Directions for this task: Keep every line where the word "index" appears; drop the rest.

Information supplied:
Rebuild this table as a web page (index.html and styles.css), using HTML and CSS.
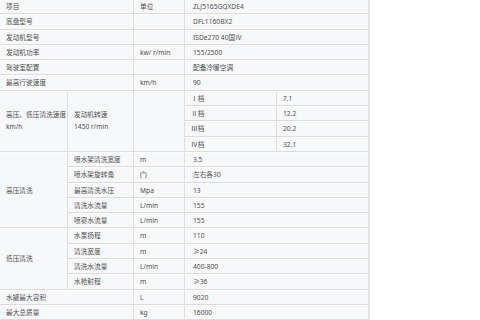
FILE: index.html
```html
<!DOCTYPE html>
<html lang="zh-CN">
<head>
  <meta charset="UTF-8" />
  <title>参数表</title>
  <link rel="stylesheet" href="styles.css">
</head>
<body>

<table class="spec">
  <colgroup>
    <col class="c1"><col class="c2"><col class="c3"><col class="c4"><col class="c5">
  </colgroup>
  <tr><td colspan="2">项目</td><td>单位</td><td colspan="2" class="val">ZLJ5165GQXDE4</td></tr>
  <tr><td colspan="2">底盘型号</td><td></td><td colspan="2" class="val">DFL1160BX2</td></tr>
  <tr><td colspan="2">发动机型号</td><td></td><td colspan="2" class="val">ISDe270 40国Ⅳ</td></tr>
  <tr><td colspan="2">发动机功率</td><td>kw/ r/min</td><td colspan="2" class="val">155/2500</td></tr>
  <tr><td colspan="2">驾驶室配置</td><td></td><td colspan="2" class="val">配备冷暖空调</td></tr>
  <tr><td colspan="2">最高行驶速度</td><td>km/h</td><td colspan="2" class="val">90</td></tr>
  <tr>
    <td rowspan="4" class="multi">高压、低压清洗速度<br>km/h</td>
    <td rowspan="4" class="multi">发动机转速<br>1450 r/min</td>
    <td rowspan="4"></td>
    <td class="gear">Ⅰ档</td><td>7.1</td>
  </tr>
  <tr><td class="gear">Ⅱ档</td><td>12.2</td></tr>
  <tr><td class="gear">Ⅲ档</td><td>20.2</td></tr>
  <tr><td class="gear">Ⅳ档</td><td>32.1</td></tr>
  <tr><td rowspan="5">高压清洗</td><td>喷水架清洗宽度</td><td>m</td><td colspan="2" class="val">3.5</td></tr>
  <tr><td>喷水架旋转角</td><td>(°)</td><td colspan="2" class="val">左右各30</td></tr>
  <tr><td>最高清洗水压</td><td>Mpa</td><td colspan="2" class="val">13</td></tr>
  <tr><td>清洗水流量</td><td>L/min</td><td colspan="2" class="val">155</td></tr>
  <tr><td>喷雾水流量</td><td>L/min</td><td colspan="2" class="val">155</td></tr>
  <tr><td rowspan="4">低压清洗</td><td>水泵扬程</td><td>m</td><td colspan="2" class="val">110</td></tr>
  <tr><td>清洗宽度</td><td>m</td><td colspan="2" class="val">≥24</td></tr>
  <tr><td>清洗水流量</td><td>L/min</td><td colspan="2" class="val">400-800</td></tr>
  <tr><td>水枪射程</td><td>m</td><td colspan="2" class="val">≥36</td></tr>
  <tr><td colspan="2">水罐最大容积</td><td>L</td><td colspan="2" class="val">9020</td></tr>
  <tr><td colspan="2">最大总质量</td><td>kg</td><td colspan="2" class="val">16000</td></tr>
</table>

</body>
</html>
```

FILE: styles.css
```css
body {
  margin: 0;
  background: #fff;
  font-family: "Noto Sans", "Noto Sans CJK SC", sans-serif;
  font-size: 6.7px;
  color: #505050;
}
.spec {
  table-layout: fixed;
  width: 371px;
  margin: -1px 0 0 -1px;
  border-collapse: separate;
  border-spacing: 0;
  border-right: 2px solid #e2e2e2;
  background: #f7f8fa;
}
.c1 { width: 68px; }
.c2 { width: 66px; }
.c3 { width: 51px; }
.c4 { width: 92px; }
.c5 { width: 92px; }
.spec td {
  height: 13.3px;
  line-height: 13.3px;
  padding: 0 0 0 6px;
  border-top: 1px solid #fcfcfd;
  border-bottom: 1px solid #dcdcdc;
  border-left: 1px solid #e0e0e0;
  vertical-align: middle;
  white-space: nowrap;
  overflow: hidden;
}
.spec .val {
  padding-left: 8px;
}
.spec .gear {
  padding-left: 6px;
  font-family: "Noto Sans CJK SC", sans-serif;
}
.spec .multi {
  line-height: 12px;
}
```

* * *

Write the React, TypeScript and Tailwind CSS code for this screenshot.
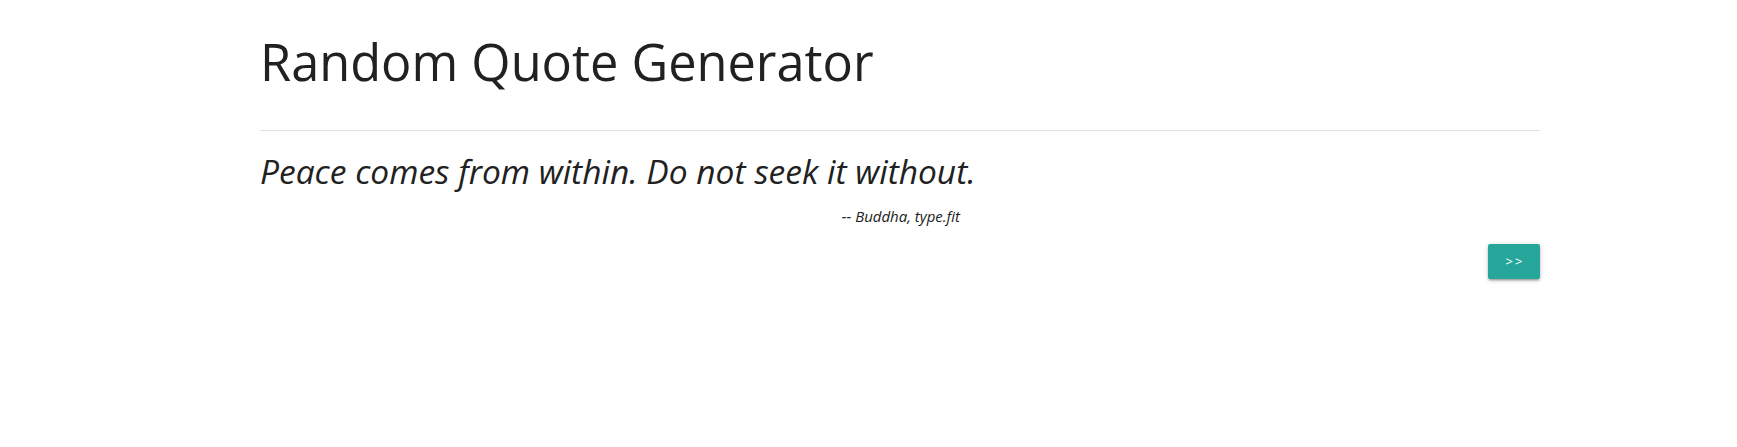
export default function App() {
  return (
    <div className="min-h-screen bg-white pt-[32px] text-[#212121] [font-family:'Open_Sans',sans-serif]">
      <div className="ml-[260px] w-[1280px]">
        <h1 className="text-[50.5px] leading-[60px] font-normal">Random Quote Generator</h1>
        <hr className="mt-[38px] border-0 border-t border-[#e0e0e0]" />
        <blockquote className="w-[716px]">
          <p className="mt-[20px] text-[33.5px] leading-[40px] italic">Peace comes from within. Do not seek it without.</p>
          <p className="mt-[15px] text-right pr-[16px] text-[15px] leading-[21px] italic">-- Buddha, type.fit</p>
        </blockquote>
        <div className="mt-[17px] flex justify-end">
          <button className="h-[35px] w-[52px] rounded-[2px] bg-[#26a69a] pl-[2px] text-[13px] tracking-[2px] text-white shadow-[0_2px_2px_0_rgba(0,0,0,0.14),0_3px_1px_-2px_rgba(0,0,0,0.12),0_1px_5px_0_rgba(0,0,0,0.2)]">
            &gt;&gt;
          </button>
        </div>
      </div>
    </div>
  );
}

Task response:
Rebuild this table as a web page (index.html and styles.css), using HTML and CSS.
FILE: index.html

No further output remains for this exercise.